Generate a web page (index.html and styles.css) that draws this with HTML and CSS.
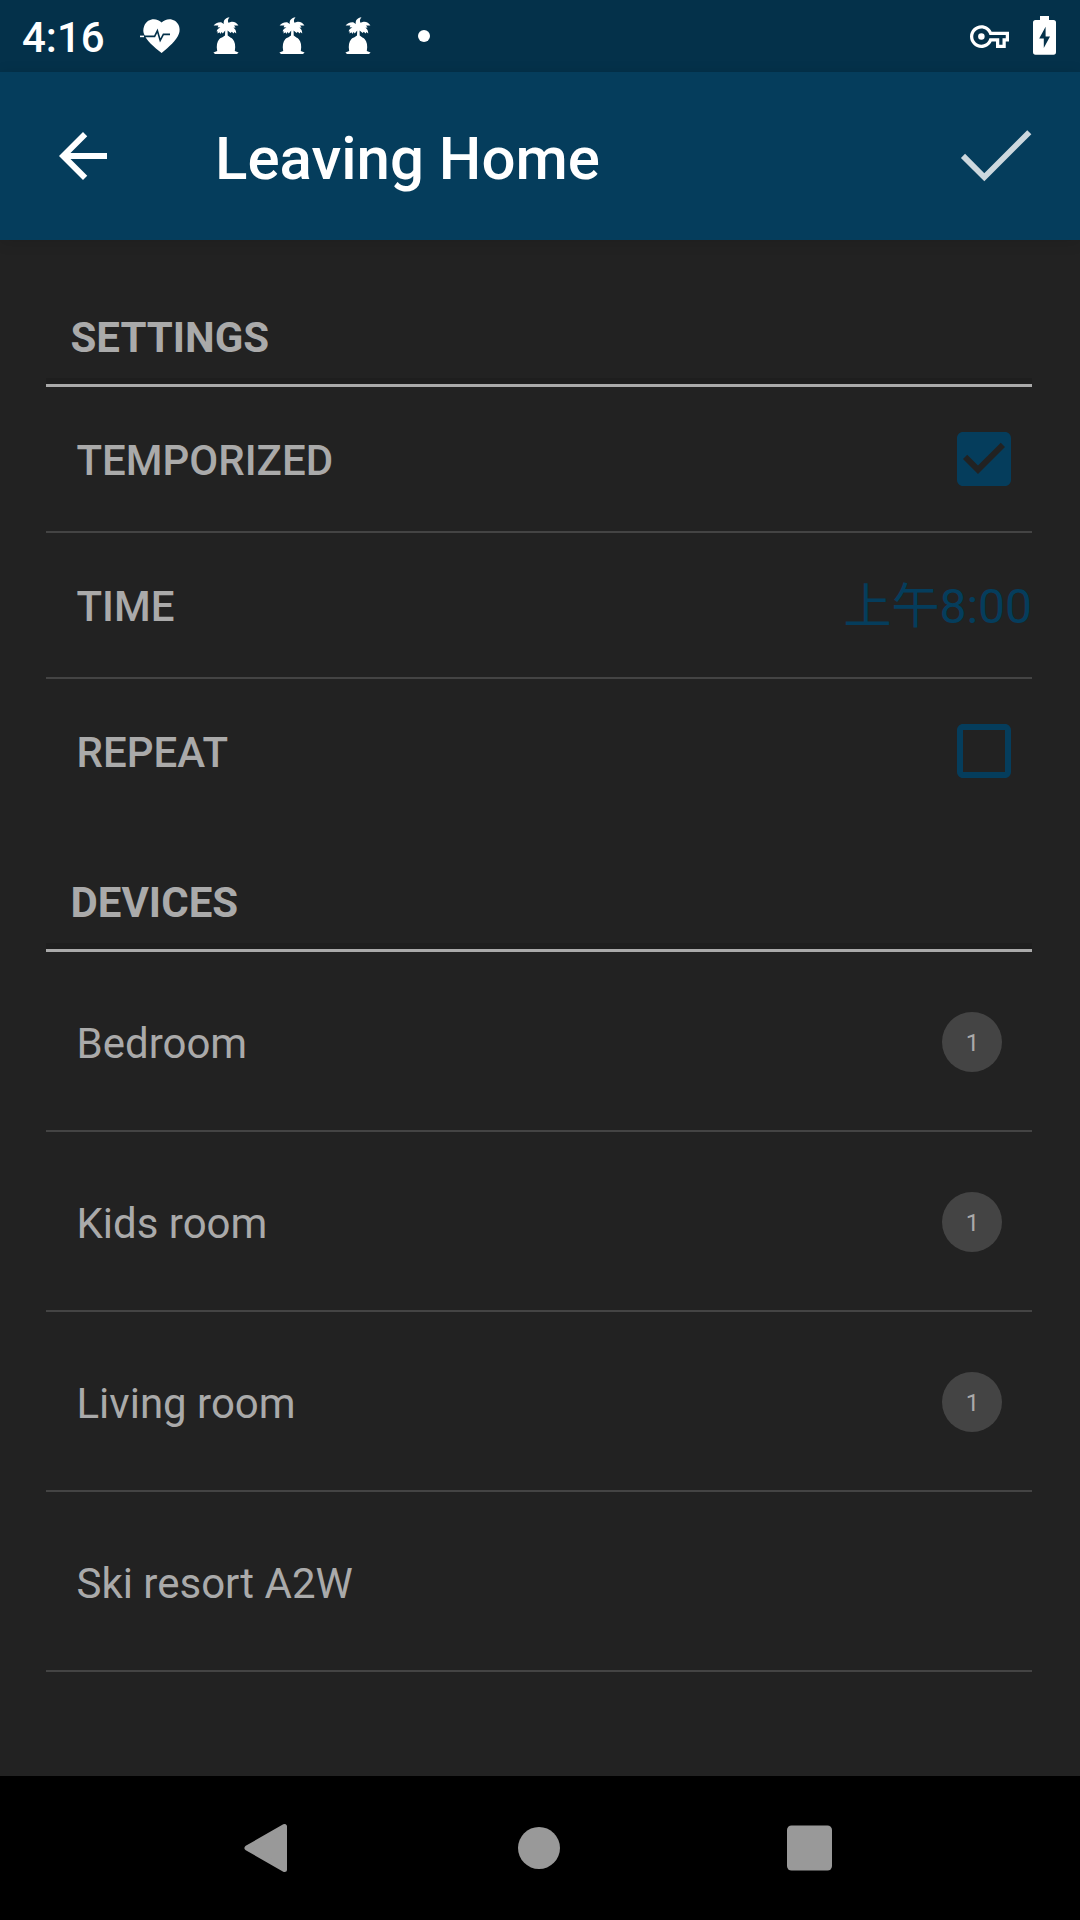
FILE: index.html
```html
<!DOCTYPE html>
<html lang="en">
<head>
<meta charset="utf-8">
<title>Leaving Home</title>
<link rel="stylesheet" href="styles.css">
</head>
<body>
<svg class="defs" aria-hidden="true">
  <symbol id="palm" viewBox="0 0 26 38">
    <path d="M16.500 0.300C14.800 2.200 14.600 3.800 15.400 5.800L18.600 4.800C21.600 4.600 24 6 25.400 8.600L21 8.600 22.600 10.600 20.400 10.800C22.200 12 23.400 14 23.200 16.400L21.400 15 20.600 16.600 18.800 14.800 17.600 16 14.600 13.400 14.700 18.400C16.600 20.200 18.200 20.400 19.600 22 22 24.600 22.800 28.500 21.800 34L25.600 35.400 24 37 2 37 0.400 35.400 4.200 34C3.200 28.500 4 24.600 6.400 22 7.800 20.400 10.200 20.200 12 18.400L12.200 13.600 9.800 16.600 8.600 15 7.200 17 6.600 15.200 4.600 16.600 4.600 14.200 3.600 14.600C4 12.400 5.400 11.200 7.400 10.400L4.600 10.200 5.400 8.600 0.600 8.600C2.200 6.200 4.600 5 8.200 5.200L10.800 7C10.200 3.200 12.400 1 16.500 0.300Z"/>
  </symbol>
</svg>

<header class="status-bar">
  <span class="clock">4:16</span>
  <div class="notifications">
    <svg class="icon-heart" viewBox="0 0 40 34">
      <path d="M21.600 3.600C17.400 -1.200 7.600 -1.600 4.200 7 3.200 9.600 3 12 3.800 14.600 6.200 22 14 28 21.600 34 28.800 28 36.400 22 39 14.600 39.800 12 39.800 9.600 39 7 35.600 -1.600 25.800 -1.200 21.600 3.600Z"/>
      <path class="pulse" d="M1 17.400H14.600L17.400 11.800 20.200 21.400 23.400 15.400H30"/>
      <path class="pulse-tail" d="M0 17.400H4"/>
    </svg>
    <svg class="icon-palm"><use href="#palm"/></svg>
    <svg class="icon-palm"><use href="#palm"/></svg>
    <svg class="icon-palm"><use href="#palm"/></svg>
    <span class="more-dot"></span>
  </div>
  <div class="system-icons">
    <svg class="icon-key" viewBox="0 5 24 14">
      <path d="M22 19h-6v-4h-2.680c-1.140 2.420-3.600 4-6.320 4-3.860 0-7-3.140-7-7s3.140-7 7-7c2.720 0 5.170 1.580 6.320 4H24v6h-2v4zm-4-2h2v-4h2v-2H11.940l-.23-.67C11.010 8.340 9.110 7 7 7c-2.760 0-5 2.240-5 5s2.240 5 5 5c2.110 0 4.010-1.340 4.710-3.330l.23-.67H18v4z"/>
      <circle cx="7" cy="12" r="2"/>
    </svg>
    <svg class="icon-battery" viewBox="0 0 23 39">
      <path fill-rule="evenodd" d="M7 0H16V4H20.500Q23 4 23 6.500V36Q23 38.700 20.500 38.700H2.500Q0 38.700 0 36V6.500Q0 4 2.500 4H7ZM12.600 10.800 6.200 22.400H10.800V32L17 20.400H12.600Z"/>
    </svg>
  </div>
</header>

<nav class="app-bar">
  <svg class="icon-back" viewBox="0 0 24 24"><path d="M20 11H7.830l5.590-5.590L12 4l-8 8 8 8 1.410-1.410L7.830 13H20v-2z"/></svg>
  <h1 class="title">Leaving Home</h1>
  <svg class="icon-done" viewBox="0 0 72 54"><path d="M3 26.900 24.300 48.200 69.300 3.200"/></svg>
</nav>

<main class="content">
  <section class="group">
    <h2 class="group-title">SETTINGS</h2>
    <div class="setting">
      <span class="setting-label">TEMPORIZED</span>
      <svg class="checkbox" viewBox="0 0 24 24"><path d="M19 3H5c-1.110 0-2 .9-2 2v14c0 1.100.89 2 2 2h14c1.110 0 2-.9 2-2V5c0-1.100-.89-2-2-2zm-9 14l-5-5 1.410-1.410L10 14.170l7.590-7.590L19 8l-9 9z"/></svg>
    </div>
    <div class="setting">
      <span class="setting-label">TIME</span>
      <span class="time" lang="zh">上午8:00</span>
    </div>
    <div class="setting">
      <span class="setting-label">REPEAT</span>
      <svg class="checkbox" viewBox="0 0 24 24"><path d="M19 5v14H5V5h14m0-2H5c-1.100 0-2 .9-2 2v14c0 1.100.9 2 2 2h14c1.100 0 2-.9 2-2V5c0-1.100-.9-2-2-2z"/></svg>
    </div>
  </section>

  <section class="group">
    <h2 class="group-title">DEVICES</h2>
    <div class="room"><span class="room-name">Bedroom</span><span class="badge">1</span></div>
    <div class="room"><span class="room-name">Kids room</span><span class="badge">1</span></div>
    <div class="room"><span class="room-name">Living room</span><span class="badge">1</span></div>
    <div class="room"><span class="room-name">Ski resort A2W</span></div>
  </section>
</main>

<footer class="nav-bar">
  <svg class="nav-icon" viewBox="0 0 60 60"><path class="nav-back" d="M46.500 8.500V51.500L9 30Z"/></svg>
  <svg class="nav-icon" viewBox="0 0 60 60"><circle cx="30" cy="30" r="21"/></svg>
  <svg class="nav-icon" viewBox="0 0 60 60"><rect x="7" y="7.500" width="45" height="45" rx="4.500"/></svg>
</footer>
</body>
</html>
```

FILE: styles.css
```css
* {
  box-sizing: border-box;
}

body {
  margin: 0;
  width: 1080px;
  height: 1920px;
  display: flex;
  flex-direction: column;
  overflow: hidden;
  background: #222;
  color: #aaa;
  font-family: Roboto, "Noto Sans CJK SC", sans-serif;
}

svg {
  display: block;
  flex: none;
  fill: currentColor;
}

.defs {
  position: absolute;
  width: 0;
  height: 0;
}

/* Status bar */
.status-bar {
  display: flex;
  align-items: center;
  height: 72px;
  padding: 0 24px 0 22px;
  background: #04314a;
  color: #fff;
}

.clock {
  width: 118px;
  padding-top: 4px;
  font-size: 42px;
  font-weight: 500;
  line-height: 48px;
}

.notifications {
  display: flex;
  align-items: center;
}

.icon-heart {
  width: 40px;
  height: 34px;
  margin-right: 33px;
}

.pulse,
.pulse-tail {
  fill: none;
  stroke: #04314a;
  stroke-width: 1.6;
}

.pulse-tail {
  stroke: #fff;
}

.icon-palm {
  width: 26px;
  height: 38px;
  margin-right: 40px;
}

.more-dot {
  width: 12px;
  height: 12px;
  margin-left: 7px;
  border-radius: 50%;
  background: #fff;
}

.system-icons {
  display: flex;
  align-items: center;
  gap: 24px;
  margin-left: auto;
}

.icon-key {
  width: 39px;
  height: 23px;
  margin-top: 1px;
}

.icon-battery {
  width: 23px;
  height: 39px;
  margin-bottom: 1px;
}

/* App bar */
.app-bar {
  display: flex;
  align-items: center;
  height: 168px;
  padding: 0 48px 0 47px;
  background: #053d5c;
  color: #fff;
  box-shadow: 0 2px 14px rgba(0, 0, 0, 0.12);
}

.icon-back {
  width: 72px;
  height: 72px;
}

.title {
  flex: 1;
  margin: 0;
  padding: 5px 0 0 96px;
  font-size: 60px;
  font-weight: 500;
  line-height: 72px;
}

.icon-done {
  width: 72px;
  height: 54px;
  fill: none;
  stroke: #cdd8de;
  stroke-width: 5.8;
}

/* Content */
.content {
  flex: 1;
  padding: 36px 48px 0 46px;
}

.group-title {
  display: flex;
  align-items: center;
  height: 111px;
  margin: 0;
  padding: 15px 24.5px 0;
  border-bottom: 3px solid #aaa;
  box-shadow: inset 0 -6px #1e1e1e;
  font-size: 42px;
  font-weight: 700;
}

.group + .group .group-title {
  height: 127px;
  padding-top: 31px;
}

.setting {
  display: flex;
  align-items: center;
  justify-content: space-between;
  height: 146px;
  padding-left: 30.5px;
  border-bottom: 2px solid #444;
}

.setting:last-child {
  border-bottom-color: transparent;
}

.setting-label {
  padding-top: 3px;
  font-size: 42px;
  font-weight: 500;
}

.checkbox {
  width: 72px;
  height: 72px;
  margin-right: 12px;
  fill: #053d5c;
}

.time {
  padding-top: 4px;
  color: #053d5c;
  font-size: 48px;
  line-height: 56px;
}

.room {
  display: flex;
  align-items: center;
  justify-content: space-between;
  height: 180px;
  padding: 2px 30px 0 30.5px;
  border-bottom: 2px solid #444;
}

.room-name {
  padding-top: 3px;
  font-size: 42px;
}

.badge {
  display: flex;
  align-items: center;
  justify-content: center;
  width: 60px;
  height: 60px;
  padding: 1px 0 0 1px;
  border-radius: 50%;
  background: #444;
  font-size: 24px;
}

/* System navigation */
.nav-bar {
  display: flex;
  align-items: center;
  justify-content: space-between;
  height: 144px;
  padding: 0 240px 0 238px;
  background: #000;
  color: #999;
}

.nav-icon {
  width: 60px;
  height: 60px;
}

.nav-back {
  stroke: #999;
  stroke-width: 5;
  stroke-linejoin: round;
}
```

+ + + + +

• _GIVEN INSTRUCTION_: Of all the lines above, how many contain the word "styles"? Give the number and nothing else.

• _SOLUTION TO THIS TASK_: 3